→ Data excerpts:
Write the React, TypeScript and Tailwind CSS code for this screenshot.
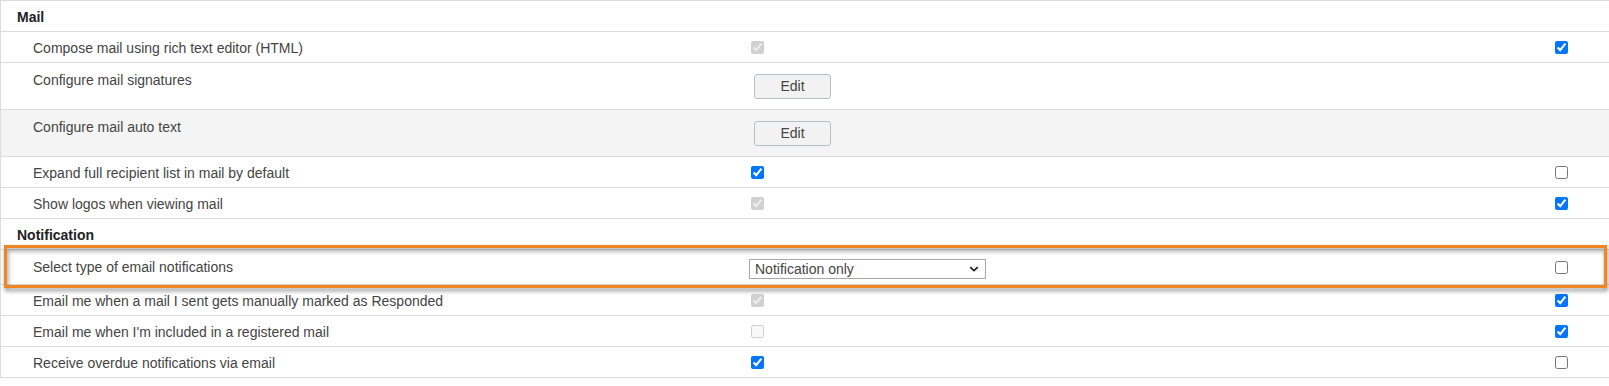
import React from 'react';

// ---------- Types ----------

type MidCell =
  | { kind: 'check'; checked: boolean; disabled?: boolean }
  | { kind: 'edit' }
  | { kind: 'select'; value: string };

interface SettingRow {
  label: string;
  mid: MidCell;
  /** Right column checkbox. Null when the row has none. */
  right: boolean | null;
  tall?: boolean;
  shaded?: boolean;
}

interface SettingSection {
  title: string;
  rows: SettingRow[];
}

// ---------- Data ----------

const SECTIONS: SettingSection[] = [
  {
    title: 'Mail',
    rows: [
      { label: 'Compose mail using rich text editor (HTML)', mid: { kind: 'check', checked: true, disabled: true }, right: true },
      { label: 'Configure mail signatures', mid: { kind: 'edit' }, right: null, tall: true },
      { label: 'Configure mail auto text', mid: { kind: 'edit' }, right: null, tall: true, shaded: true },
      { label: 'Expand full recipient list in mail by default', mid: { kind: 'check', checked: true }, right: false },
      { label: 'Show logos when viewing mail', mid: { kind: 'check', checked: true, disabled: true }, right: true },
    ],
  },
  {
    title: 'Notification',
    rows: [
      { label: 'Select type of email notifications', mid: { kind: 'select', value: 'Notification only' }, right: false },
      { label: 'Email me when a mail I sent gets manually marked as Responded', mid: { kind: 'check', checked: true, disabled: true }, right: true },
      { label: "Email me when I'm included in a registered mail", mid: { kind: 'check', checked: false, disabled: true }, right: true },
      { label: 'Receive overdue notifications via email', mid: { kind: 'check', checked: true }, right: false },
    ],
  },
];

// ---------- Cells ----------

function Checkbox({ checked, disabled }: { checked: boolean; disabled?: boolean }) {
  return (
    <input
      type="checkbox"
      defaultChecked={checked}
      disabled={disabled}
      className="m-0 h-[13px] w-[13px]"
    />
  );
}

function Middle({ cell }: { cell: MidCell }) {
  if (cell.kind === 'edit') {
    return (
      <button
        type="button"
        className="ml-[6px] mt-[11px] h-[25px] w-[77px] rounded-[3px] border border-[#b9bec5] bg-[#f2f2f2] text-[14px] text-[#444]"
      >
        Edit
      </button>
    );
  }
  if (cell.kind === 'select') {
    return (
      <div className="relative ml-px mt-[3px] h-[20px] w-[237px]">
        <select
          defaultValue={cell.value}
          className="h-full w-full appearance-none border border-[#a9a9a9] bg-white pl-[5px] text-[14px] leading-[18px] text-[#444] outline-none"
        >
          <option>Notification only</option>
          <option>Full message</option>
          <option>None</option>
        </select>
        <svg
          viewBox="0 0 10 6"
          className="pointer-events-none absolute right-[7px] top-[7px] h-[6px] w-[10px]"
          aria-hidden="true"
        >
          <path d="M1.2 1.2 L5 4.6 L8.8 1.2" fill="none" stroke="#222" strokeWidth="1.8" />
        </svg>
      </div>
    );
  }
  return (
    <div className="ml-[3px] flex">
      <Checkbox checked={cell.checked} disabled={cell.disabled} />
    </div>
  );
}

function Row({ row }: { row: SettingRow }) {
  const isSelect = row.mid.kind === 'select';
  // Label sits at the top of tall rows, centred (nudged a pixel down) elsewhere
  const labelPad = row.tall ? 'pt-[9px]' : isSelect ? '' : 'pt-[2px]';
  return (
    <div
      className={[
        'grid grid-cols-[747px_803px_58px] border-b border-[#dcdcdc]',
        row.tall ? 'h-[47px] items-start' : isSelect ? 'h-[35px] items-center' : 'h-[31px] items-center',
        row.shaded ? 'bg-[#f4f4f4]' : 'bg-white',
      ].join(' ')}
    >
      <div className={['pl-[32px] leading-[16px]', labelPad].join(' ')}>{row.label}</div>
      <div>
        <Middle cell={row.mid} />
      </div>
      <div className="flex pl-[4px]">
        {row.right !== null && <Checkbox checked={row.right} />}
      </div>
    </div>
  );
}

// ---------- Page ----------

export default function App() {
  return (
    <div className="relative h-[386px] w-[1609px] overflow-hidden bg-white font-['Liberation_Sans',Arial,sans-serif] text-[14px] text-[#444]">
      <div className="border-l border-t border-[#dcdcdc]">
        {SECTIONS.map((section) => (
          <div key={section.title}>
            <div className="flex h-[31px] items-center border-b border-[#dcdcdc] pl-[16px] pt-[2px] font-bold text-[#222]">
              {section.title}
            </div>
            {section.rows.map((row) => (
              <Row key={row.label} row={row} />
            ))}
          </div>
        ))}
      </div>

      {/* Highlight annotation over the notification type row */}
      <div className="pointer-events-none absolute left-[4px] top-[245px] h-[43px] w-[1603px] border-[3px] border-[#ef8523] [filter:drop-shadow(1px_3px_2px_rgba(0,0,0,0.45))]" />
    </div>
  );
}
* * *
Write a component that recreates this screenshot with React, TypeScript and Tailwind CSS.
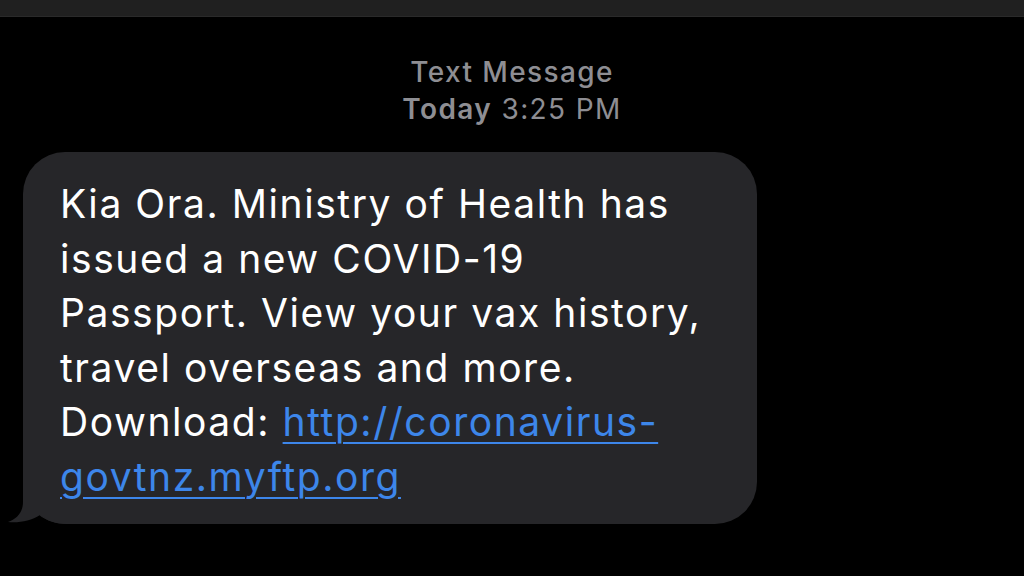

→ Problem: Among the records above, locate the line containing "Write the React, TypeScript" and the line containing "kind: 'select'; value: string", then transcribe exactly the lines starting at the first and ending at the second, with no pictures.

→ Exercise solution:
Write the React, TypeScript and Tailwind CSS code for this screenshot.
import React from 'react';

// ---------- Types ----------

type MidCell =
  | { kind: 'check'; checked: boolean; disabled?: boolean }
  | { kind: 'edit' }
  | { kind: 'select'; value: string };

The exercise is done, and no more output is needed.